Your task is to copy the listing exactly, with the pictures left out.

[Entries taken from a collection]
****

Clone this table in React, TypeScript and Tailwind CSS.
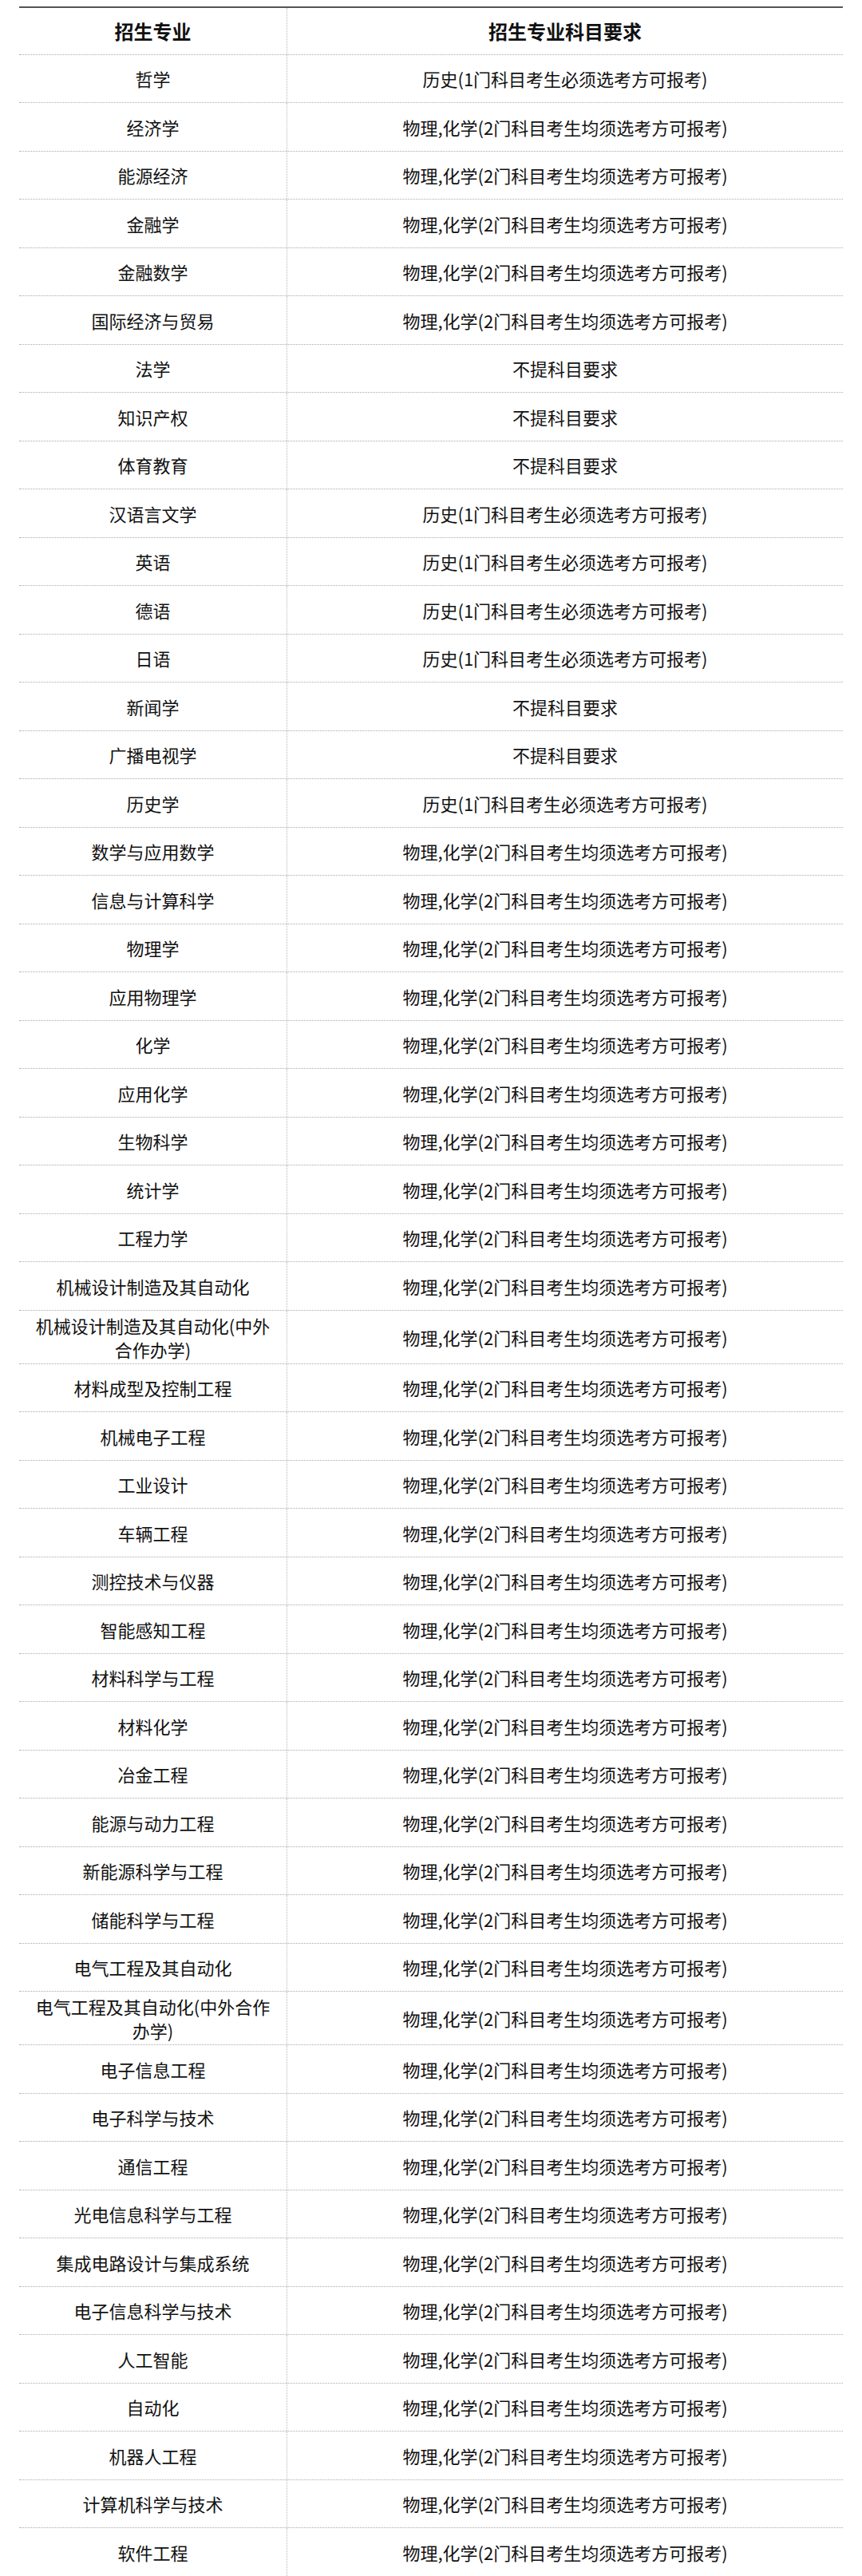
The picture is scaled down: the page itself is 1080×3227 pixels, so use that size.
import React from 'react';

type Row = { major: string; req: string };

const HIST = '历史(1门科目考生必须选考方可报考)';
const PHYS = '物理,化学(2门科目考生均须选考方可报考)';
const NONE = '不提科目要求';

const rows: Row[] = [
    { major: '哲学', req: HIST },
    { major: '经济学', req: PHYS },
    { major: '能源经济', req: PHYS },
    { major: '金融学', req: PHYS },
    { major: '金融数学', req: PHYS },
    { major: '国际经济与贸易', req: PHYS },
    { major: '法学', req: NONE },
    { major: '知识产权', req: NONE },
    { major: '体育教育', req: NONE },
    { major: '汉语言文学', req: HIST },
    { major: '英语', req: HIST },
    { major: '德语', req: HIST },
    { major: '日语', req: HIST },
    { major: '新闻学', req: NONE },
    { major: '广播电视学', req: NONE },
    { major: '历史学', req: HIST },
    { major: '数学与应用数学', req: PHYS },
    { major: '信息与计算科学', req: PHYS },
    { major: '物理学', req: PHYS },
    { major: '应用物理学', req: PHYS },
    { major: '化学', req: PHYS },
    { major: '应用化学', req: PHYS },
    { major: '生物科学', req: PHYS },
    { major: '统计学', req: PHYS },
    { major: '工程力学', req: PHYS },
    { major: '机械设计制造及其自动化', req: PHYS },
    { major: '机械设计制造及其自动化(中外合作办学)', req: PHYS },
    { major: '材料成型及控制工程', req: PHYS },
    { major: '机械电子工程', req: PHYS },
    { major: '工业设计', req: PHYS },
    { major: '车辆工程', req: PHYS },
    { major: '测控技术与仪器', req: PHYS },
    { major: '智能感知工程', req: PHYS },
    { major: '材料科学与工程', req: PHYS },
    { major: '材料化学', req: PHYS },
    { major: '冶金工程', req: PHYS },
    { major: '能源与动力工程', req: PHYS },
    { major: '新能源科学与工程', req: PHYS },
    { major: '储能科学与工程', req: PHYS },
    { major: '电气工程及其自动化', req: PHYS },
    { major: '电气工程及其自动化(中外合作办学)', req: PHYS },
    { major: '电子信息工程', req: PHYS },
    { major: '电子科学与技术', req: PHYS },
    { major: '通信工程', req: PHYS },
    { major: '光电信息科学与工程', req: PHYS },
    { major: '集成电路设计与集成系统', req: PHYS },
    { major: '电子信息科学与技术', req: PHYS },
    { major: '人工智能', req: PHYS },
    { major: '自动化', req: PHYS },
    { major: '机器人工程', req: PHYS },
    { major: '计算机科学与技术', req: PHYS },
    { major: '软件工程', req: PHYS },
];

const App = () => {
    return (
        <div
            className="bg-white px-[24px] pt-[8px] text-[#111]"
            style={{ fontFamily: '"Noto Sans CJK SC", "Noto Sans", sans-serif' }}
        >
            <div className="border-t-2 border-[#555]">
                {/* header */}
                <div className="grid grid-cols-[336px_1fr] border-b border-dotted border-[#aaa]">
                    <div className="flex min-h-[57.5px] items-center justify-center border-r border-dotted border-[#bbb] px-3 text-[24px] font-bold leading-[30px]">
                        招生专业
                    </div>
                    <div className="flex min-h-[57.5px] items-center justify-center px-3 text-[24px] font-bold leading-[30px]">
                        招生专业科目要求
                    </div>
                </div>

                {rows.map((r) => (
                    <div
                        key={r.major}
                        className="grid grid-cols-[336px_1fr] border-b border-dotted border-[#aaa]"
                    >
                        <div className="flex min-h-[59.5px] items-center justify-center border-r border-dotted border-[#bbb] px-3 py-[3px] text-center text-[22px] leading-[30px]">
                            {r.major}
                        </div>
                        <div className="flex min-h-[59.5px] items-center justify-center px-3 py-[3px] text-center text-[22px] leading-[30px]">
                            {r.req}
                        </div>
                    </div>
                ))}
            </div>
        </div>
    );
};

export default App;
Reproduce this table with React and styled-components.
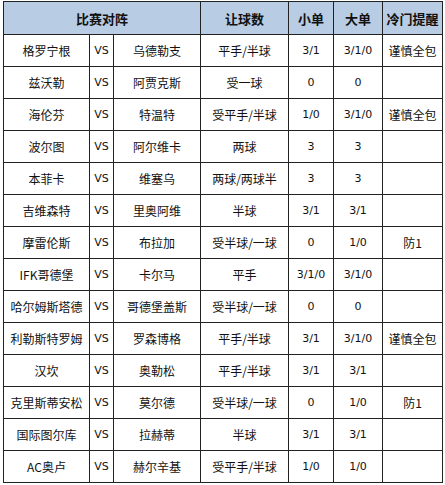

****

Complete output —
Clone this table in React, TypeScript and Tailwind CSS.
The picture is scaled down: the page itself is 1080×3227 pixels, so use that size.
import React from 'react';

type Row = { major: string; req: string };

const HIST = '历史(1门科目考生必须选考方可报考)';
const PHYS = '物理,化学(2门科目考生均须选考方可报考)';
const NONE = '不提科目要求';

const rows: Row[] = [
    { major: '哲学', req: HIST },
    { major: '经济学', req: PHYS },
    { major: '能源经济', req: PHYS },
    { major: '金融学', req: PHYS },
    { major: '金融数学', req: PHYS },
    { major: '国际经济与贸易', req: PHYS },
    { major: '法学', req: NONE },
    { major: '知识产权', req: NONE },
    { major: '体育教育', req: NONE },
    { major: '汉语言文学', req: HIST },
    { major: '英语', req: HIST },
    { major: '德语', req: HIST },
    { major: '日语', req: HIST },
    { major: '新闻学', req: NONE },
    { major: '广播电视学', req: NONE },
    { major: '历史学', req: HIST },
    { major: '数学与应用数学', req: PHYS },
    { major: '信息与计算科学', req: PHYS },
    { major: '物理学', req: PHYS },
    { major: '应用物理学', req: PHYS },
    { major: '化学', req: PHYS },
    { major: '应用化学', req: PHYS },
    { major: '生物科学', req: PHYS },
    { major: '统计学', req: PHYS },
    { major: '工程力学', req: PHYS },
    { major: '机械设计制造及其自动化', req: PHYS },
    { major: '机械设计制造及其自动化(中外合作办学)', req: PHYS },
    { major: '材料成型及控制工程', req: PHYS },
    { major: '机械电子工程', req: PHYS },
    { major: '工业设计', req: PHYS },
    { major: '车辆工程', req: PHYS },
    { major: '测控技术与仪器', req: PHYS },
    { major: '智能感知工程', req: PHYS },
    { major: '材料科学与工程', req: PHYS },
    { major: '材料化学', req: PHYS },
    { major: '冶金工程', req: PHYS },
    { major: '能源与动力工程', req: PHYS },
    { major: '新能源科学与工程', req: PHYS },
    { major: '储能科学与工程', req: PHYS },
    { major: '电气工程及其自动化', req: PHYS },
    { major: '电气工程及其自动化(中外合作办学)', req: PHYS },
    { major: '电子信息工程', req: PHYS },
    { major: '电子科学与技术', req: PHYS },
    { major: '通信工程', req: PHYS },
    { major: '光电信息科学与工程', req: PHYS },
    { major: '集成电路设计与集成系统', req: PHYS },
    { major: '电子信息科学与技术', req: PHYS },
    { major: '人工智能', req: PHYS },
    { major: '自动化', req: PHYS },
    { major: '机器人工程', req: PHYS },
    { major: '计算机科学与技术', req: PHYS },
    { major: '软件工程', req: PHYS },
];

const App = () => {
    return (
        <div
            className="bg-white px-[24px] pt-[8px] text-[#111]"
            style={{ fontFamily: '"Noto Sans CJK SC", "Noto Sans", sans-serif' }}
        >
            <div className="border-t-2 border-[#555]">
                {/* header */}
                <div className="grid grid-cols-[336px_1fr] border-b border-dotted border-[#aaa]">
                    <div className="flex min-h-[57.5px] items-center justify-center border-r border-dotted border-[#bbb] px-3 text-[24px] font-bold leading-[30px]">
                        招生专业
                    </div>
                    <div className="flex min-h-[57.5px] items-center justify-center px-3 text-[24px] font-bold leading-[30px]">
                        招生专业科目要求
                    </div>
                </div>

                {rows.map((r) => (
                    <div
                        key={r.major}
                        className="grid grid-cols-[336px_1fr] border-b border-dotted border-[#aaa]"
                    >
                        <div className="flex min-h-[59.5px] items-center justify-center border-r border-dotted border-[#bbb] px-3 py-[3px] text-center text-[22px] leading-[30px]">
                            {r.major}
                        </div>
                        <div className="flex min-h-[59.5px] items-center justify-center px-3 py-[3px] text-center text-[22px] leading-[30px]">
                            {r.req}
                        </div>
                    </div>
                ))}
            </div>
        </div>
    );
};

export default App;
Reproduce this table with React and styled-components.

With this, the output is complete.